**GIVEN INFORMATION:**
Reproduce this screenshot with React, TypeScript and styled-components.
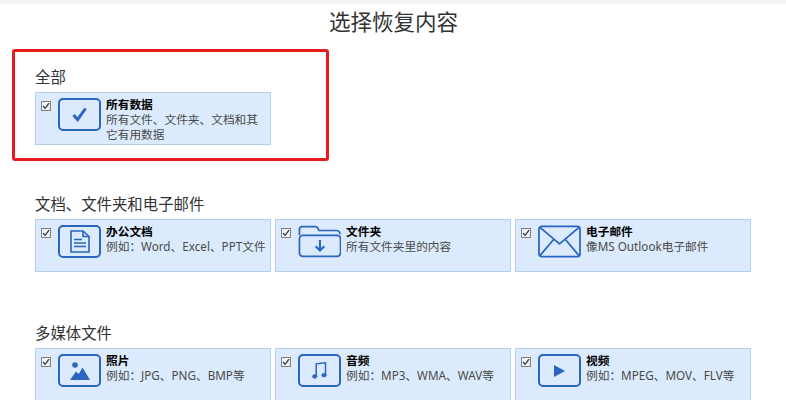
import React from 'react';
import styled, { createGlobalStyle } from 'styled-components';

const GlobalStyle = createGlobalStyle`
  html, body {
    margin: 0;
    height: 400px;
    overflow: hidden;
    background: #fff;
  }
  body {
    font-family: "Noto Sans", "Noto Sans CJK SC", sans-serif;
  }
`;

const Page = styled.div`
  width: 786px;
  height: 400px;
  overflow: hidden;
  border-top: 4px solid #f3f3f3;
  box-sizing: border-box;
`;

const Title = styled.h1`
  margin: 0;
  height: 45px;
  line-height: 35px;
  padding-left: 1px;
  text-align: center;
  font-size: 21.5px;
  font-weight: 400;
  color: #333;
`;

const Highlight = styled.div`
  width: 317px;
  height: 112px;
  box-sizing: border-box;
  margin: 0 0 33px 12px;
  padding: 15px 0 0 20px;
  border: 3px solid #e81c1f;
  border-radius: 3px;
`;

const Section = styled.section`
  margin: 0 0 51px 35px;
`;

const Label = styled.div`
  height: 20px;
  line-height: 22px;
  margin-bottom: 5px;
  font-size: 15.4px;
  color: #333;
`;

const Grid = styled.div`
  display: flex;
  gap: 4px;
`;

const Card = styled.div`
  width: 236px;
  height: 53px;
  box-sizing: border-box;
  display: flex;
  align-items: flex-start;
  padding: 5px 0 0 5px;
  background: #dbeafc;
  border: 1px solid #b3cfee;
`;

const Check = styled.span`
  flex: none;
  width: 10px;
  height: 10px;
  margin: 3px 7px 0 0;
  box-sizing: border-box;
  display: flex;
  align-items: center;
  justify-content: center;
  background: #eef3f8;
  border: 1px solid #808080;
`;

const IconSlot = styled.div<{ $framed?: boolean }>`
  flex: none;
  width: 43px;
  height: 33px;
  box-sizing: border-box;
  display: flex;
  align-items: center;
  justify-content: center;
  border: ${(p) => (p.$framed ? '2px solid #2b65c0' : 'none')};
  border-radius: 5px;
`;

const Text = styled.div`
  margin: -1px 0 0 5px;
  width: 165px;
  font-size: 11.7px;
  line-height: 15px;
  color: #4a4a4a;
  white-space: pre-line;
`;

const Name = styled.div`
  font-weight: 700;
  color: #000;
`;

const BLUE = '#2b65c0';

const icons: Record<string, React.ReactNode> = {
  check: (
    <svg width="15" height="15" viewBox="0 0 15 15">
      <path d="M1.5 8 L5.6 12.6 L13.5 1.5" fill="none" stroke={BLUE} strokeWidth="3" />
    </svg>
  ),
  doc: (
    <svg width="20" height="23" viewBox="0 0 20 23" fill="none" stroke={BLUE} strokeWidth="1.6">
      <path d="M1 1 H13 L19 6.5 V22 H1 Z" />
      <path d="M13 1 V6.5 H19" />
      <path d="M4 9.5 H12 M4 13 H16 M4 16.5 H16" strokeWidth="1.7" />
    </svg>
  ),
  folder: (
    <svg width="45" height="33" viewBox="0 0 45 33" fill="none" stroke={BLUE} strokeWidth="1.8">
      <path d="M1.5 10 V4 Q1.5 1 4.5 1 H18 Q20 1 21 3 L22 5 H40 Q44 5 44 9" />
      <rect x="1.5" y="10" width="43" height="22" rx="3.5" />
      <path d="M23 15 V26 M18.5 21.5 L23 26 L27.5 21.5" strokeWidth="2.2" />
    </svg>
  ),
  mail: (
    <svg width="44" height="33" viewBox="0 0 44 33" fill="none" stroke={BLUE} strokeWidth="1.8">
      <rect x="1" y="1" width="42" height="31" rx="3" />
      <path d="M2 2 L22 19 L42 2 M2 31 L16 14.5 M42 31 L28 14.5" />
    </svg>
  ),
  image: (
    <svg width="20" height="18" viewBox="0 0 20 18" fill={BLUE}>
      <circle cx="5" cy="3" r="2.8" />
      <path d="M0 18 L6 9.5 L8.8 12 L12.5 5.5 L20 18 Z" />
    </svg>
  ),
  music: (
    <svg width="15" height="17" viewBox="0 0 15 17" fill="none" stroke={BLUE} strokeWidth="1.5">
      <path d="M4.2 14 V1.8 L13.5 0.8 V12.8" />
      <ellipse cx="2.8" cy="14.4" rx="2.3" ry="1.9" fill={BLUE} strokeWidth="0.5" />
      <ellipse cx="12" cy="13.2" rx="2.3" ry="1.9" fill={BLUE} strokeWidth="0.5" />
    </svg>
  ),
  play: (
    <svg width="11" height="12" viewBox="0 0 11 12" fill={BLUE}>
      <path d="M0 0 L11 6 L0 12 Z" />
    </svg>
  ),
};

type Item = { icon: string; framed: boolean; name: string; desc: string };

const ALL: Item = {
  icon: 'check',
  framed: true,
  name: '所有数据',
  desc: '所有文件、文件夹、文档和其\n它有用数据',
};

const GROUPS: { label: string; items: Item[] }[] = [
  {
    label: '文档、文件夹和电子邮件',
    items: [
      { icon: 'doc', framed: true, name: '办公文档', desc: '例如：Word、Excel、PPT文件' },
      { icon: 'folder', framed: false, name: '文件夹', desc: '所有文件夹里的内容' },
      { icon: 'mail', framed: false, name: '电子邮件', desc: '像MS Outlook电子邮件' },
    ],
  },
  {
    label: '多媒体文件',
    items: [
      { icon: 'image', framed: true, name: '照片', desc: '例如：JPG、PNG、BMP等' },
      { icon: 'music', framed: true, name: '音频', desc: '例如：MP3、WMA、WAV等' },
      { icon: 'play', framed: true, name: '视频', desc: '例如：MPEG、MOV、FLV等' },
    ],
  },
];

const DataCard: React.FC<{ item: Item }> = ({ item }) => (
  <Card>
    <Check>
      <svg width="8" height="8" viewBox="0 0 8 8">
        <path d="M1 4 L3.2 6.4 L7 1.2" fill="none" stroke="#333" strokeWidth="1.2" />
      </svg>
    </Check>
    <IconSlot $framed={item.framed}>{icons[item.icon]}</IconSlot>
    <Text>
      <Name>{item.name}</Name>
      {item.desc}
    </Text>
  </Card>
);

export default function App() {
  return (
    <Page>
      <GlobalStyle />
      <Title>选择恢复内容</Title>
      <Highlight>
        <Label>全部</Label>
        <DataCard item={ALL} />
      </Highlight>
      {GROUPS.map((group) => (
        <Section key={group.label}>
          <Label>{group.label}</Label>
          <Grid>
            {group.items.map((item) => (
              <DataCard key={item.name} item={item} />
            ))}
          </Grid>
        </Section>
      ))}
    </Page>
  );
}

**WHAT IS REQUIRED:**
Repeat the data exactly, dropping every picture it holds.

**SOLUTION FOR THIS TASK:**
Reproduce this screenshot with React, TypeScript and styled-components.
import React from 'react';
import styled, { createGlobalStyle } from 'styled-components';

const GlobalStyle = createGlobalStyle`
  html, body {
    margin: 0;
    height: 400px;
    overflow: hidden;
    background: #fff;
  }
  body {
    font-family: "Noto Sans", "Noto Sans CJK SC", sans-serif;
  }
`;

const Page = styled.div`
  width: 786px;
  height: 400px;
  overflow: hidden;
  border-top: 4px solid #f3f3f3;
  box-sizing: border-box;
`;

const Title = styled.h1`
  margin: 0;
  height: 45px;
  line-height: 35px;
  padding-left: 1px;
  text-align: center;
  font-size: 21.5px;
  font-weight: 400;
  color: #333;
`;

const Highlight = styled.div`
  width: 317px;
  height: 112px;
  box-sizing: border-box;
  margin: 0 0 33px 12px;
  padding: 15px 0 0 20px;
  border: 3px solid #e81c1f;
  border-radius: 3px;
`;

const Section = styled.section`
  margin: 0 0 51px 35px;
`;

const Label = styled.div`
  height: 20px;
  line-height: 22px;
  margin-bottom: 5px;
  font-size: 15.4px;
  color: #333;
`;

const Grid = styled.div`
  display: flex;
  gap: 4px;
`;

const Card = styled.div`
  width: 236px;
  height: 53px;
  box-sizing: border-box;
  display: flex;
  align-items: flex-start;
  padding: 5px 0 0 5px;
  background: #dbeafc;
  border: 1px solid #b3cfee;
`;

const Check = styled.span`
  flex: none;
  width: 10px;
  height: 10px;
  margin: 3px 7px 0 0;
  box-sizing: border-box;
  display: flex;
  align-items: center;
  justify-content: center;
  background: #eef3f8;
  border: 1px solid #808080;
`;

const IconSlot = styled.div<{ $framed?: boolean }>`
  flex: none;
  width: 43px;
  height: 33px;
  box-sizing: border-box;
  display: flex;
  align-items: center;
  justify-content: center;
  border: ${(p) => (p.$framed ? '2px solid #2b65c0' : 'none')};
  border-radius: 5px;
`;

const Text = styled.div`
  margin: -1px 0 0 5px;
  width: 165px;
  font-size: 11.7px;
  line-height: 15px;
  color: #4a4a4a;
  white-space: pre-line;
`;

const Name = styled.div`
  font-weight: 700;
  color: #000;
`;

const BLUE = '#2b65c0';

const icons: Record<string, React.ReactNode> = {
  check: (
    <svg width="15" height="15" viewBox="0 0 15 15">
      <path d="M1.5 8 L5.6 12.6 L13.5 1.5" fill="none" stroke={BLUE} strokeWidth="3" />
    </svg>
  ),
  doc: (
    <svg width="20" height="23" viewBox="0 0 20 23" fill="none" stroke={BLUE} strokeWidth="1.6">
      <path d="M1 1 H13 L19 6.5 V22 H1 Z" />
      <path d="M13 1 V6.5 H19" />
      <path d="M4 9.5 H12 M4 13 H16 M4 16.5 H16" strokeWidth="1.7" />
    </svg>
  ),
  folder: (
    <svg width="45" height="33" viewBox="0 0 45 33" fill="none" stroke={BLUE} strokeWidth="1.8">
      <path d="M1.5 10 V4 Q1.5 1 4.5 1 H18 Q20 1 21 3 L22 5 H40 Q44 5 44 9" />
      <rect x="1.5" y="10" width="43" height="22" rx="3.5" />
      <path d="M23 15 V26 M18.5 21.5 L23 26 L27.5 21.5" strokeWidth="2.2" />
    </svg>
  ),
  mail: (
    <svg width="44" height="33" viewBox="0 0 44 33" fill="none" stroke={BLUE} strokeWidth="1.8">
      <rect x="1" y="1" width="42" height="31" rx="3" />
      <path d="M2 2 L22 19 L42 2 M2 31 L16 14.5 M42 31 L28 14.5" />
    </svg>
  ),
  image: (
    <svg width="20" height="18" viewBox="0 0 20 18" fill={BLUE}>
      <circle cx="5" cy="3" r="2.8" />
      <path d="M0 18 L6 9.5 L8.8 12 L12.5 5.5 L20 18 Z" />
    </svg>
  ),
  music: (
    <svg width="15" height="17" viewBox="0 0 15 17" fill="none" stroke={BLUE} strokeWidth="1.5">
      <path d="M4.2 14 V1.8 L13.5 0.8 V12.8" />
      <ellipse cx="2.8" cy="14.4" rx="2.3" ry="1.9" fill={BLUE} strokeWidth="0.5" />
      <ellipse cx="12" cy="13.2" rx="2.3" ry="1.9" fill={BLUE} strokeWidth="0.5" />
    </svg>
  ),
  play: (
    <svg width="11" height="12" viewBox="0 0 11 12" fill={BLUE}>
      <path d="M0 0 L11 6 L0 12 Z" />
    </svg>
  ),
};

type Item = { icon: string; framed: boolean; name: string; desc: string };

const ALL: Item = {
  icon: 'check',
  framed: true,
  name: '所有数据',
  desc: '所有文件、文件夹、文档和其\n它有用数据',
};

const GROUPS: { label: string; items: Item[] }[] = [
  {
    label: '文档、文件夹和电子邮件',
    items: [
      { icon: 'doc', framed: true, name: '办公文档', desc: '例如：Word、Excel、PPT文件' },
      { icon: 'folder', framed: false, name: '文件夹', desc: '所有文件夹里的内容' },
      { icon: 'mail', framed: false, name: '电子邮件', desc: '像MS Outlook电子邮件' },
    ],
  },
  {
    label: '多媒体文件',
    items: [
      { icon: 'image', framed: true, name: '照片', desc: '例如：JPG、PNG、BMP等' },
      { icon: 'music', framed: true, name: '音频', desc: '例如：MP3、WMA、WAV等' },
      { icon: 'play', framed: true, name: '视频', desc: '例如：MPEG、MOV、FLV等' },
    ],
  },
];

const DataCard: React.FC<{ item: Item }> = ({ item }) => (
  <Card>
    <Check>
      <svg width="8" height="8" viewBox="0 0 8 8">
        <path d="M1 4 L3.2 6.4 L7 1.2" fill="none" stroke="#333" strokeWidth="1.2" />
      </svg>
    </Check>
    <IconSlot $framed={item.framed}>{icons[item.icon]}</IconSlot>
    <Text>
      <Name>{item.name}</Name>
      {item.desc}
    </Text>
  </Card>
);

export default function App() {
  return (
    <Page>
      <GlobalStyle />
      <Title>选择恢复内容</Title>
      <Highlight>
        <Label>全部</Label>
        <DataCard item={ALL} />
      </Highlight>
      {GROUPS.map((group) => (
        <Section key={group.label}>
          <Label>{group.label}</Label>
          <Grid>
            {group.items.map((item) => (
              <DataCard key={item.name} item={item} />
            ))}
          </Grid>
        </Section>
      ))}
    </Page>
  );
}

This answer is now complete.